◆ Exercise prompt
Copy all the data exactly, except the pictures.

··· Dataset excerpt

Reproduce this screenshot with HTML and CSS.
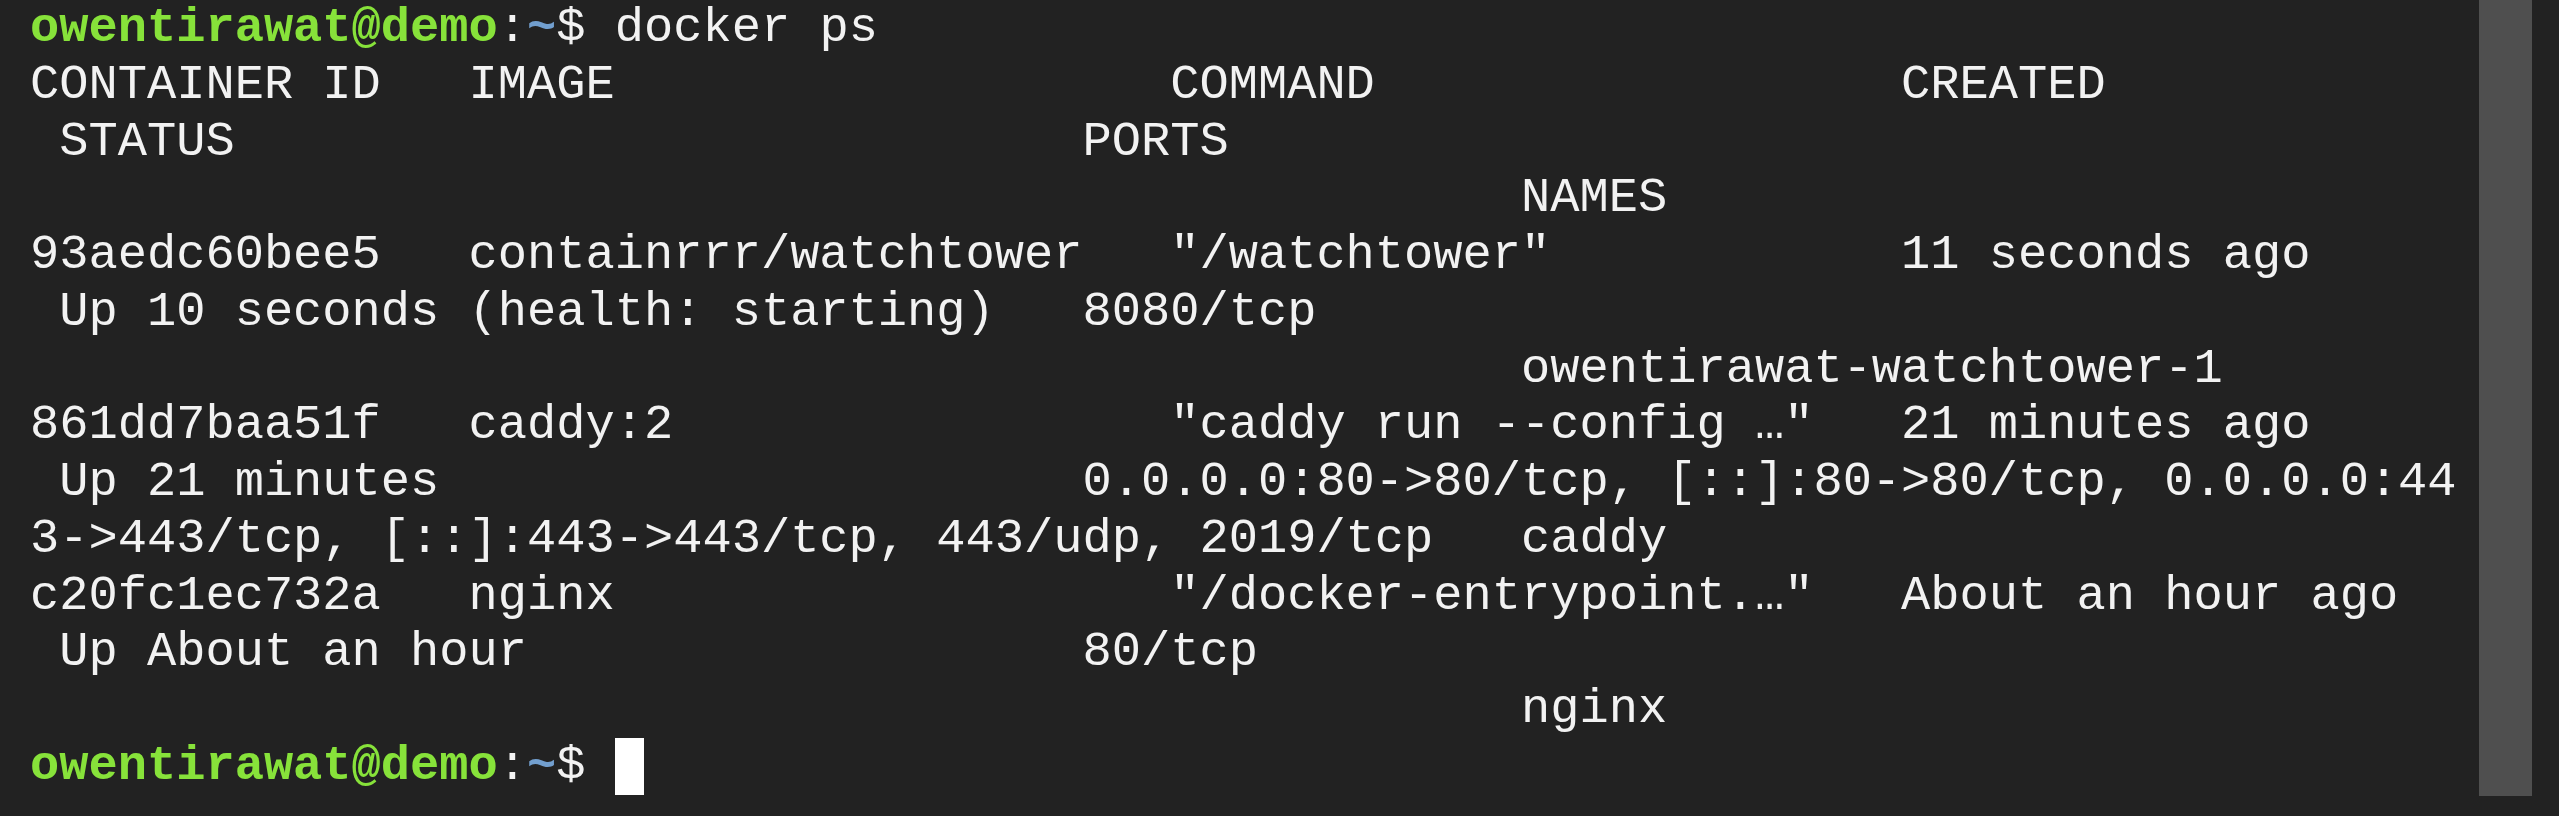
FILE: index.html
```html
<!DOCTYPE html>
<html>
<head>
<meta charset="utf-8">
<title>Terminal</title>
<link rel="stylesheet" href="styles.css">
</head>
<body>
<div class="term">
  <div class="screen">
    <div class="row"><span class="user">owentirawat@demo</span>:<span class="path">~</span>$ docker ps</div>
    <div class="row">CONTAINER ID   IMAGE                   COMMAND                  CREATED</div>
    <div class="row"> STATUS                             PORTS</div>
    <div class="row">                                                   NAMES</div>
    <div class="row">93aedc60bee5   containrrr/watchtower   "/watchtower"            11 seconds ago</div>
    <div class="row"> Up 10 seconds (health: starting)   8080/tcp</div>
    <div class="row">                                                   owentirawat-watchtower-1</div>
    <div class="row">861dd7baa51f   caddy:2                 "caddy run --config …"   21 minutes ago</div>
    <div class="row"> Up 21 minutes                      0.0.0.0:80-&gt;80/tcp, [::]:80-&gt;80/tcp, 0.0.0.0:44</div>
    <div class="row">3-&gt;443/tcp, [::]:443-&gt;443/tcp, 443/udp, 2019/tcp   caddy</div>
    <div class="row">c20fc1ec732a   nginx                   "/docker-entrypoint.…"   About an hour ago</div>
    <div class="row"> Up About an hour                   80/tcp</div>
    <div class="row">                                                   nginx</div>
    <div class="row"><span class="user">owentirawat@demo</span>:<span class="path">~</span>$ <span class="cursor"></span></div>
  </div>
  <div class="scrollbar"><div class="thumb"></div></div>
</div>
</body>
</html>
```

FILE: styles.css
```css
html, body {
  margin: 0;
  padding: 0;
  background: #222222;
  width: 2559px;
  height: 816px;
  overflow: hidden;
}

.term {
  display: flex;
  width: 2559px;
  height: 816px;
  background: #222222;
}

.screen {
  flex: 1;
  padding: 0 0 0 30px;
  font-family: "Liberation Mono", "DejaVu Sans Mono", monospace;
  font-size: 48.73px;
  line-height: 56.75px;
  color: #f2f2f2;
}

.row {
  white-space: pre;
  height: 56.75px;
}

.user {
  color: #87e23a;
  font-weight: bold;
}

.path {
  color: #729fcf;
  font-weight: bold;
}

.cursor {
  display: inline-block;
  width: 29.24px;
  height: 56.75px;
  background: #ffffff;
  vertical-align: top;
}

.scrollbar {
  width: 80px;
  padding-right: 27px;
  box-sizing: border-box;
  display: flex;
  justify-content: flex-end;
  align-items: flex-start;
}

.thumb {
  width: 53px;
  height: 796px;
  background: #4f4f4f;
}
```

······

◆ Solution
Reproduce this screenshot with HTML and CSS.
FILE: index.html
```html
<!DOCTYPE html>
<html>
<head>
<meta charset="utf-8">
<title>Terminal</title>
<link rel="stylesheet" href="styles.css">
</head>
<body>
<div class="term">
  <div class="screen">
    <div class="row"><span class="user">owentirawat@demo</span>:<span class="path">~</span>$ docker ps</div>
    <div class="row">CONTAINER ID   IMAGE                   COMMAND                  CREATED</div>
    <div class="row"> STATUS                             PORTS</div>
    <div class="row">                                                   NAMES</div>
    <div class="row">93aedc60bee5   containrrr/watchtower   "/watchtower"            11 seconds ago</div>
    <div class="row"> Up 10 seconds (health: starting)   8080/tcp</div>
    <div class="row">                                                   owentirawat-watchtower-1</div>
    <div class="row">861dd7baa51f   caddy:2                 "caddy run --config …"   21 minutes ago</div>
    <div class="row"> Up 21 minutes                      0.0.0.0:80-&gt;80/tcp, [::]:80-&gt;80/tcp, 0.0.0.0:44</div>
    <div class="row">3-&gt;443/tcp, [::]:443-&gt;443/tcp, 443/udp, 2019/tcp   caddy</div>
    <div class="row">c20fc1ec732a   nginx                   "/docker-entrypoint.…"   About an hour ago</div>
    <div class="row"> Up About an hour                   80/tcp</div>
    <div class="row">                                                   nginx</div>
    <div class="row"><span class="user">owentirawat@demo</span>:<span class="path">~</span>$ <span class="cursor"></span></div>
  </div>
  <div class="scrollbar"><div class="thumb"></div></div>
</div>
</body>
</html>
```

FILE: styles.css
```css
html, body {
  margin: 0;
  padding: 0;
  background: #222222;
  width: 2559px;
  height: 816px;
  overflow: hidden;
}

.term {
  display: flex;
  width: 2559px;
  height: 816px;
  background: #222222;
}

.screen {
  flex: 1;
  padding: 0 0 0 30px;
  font-family: "Liberation Mono", "DejaVu Sans Mono", monospace;
  font-size: 48.73px;
  line-height: 56.75px;
  color: #f2f2f2;
}

.row {
  white-space: pre;
  height: 56.75px;
}

.user {
  color: #87e23a;
  font-weight: bold;
}

.path {
  color: #729fcf;
  font-weight: bold;
}

.cursor {
  display: inline-block;
  width: 29.24px;
  height: 56.75px;
  background: #ffffff;
  vertical-align: top;
}

.scrollbar {
  width: 80px;
  padding-right: 27px;
  box-sizing: border-box;
  display: flex;
  justify-content: flex-end;
  align-items: flex-start;
}

.thumb {
  width: 53px;
  height: 796px;
  background: #4f4f4f;
}
```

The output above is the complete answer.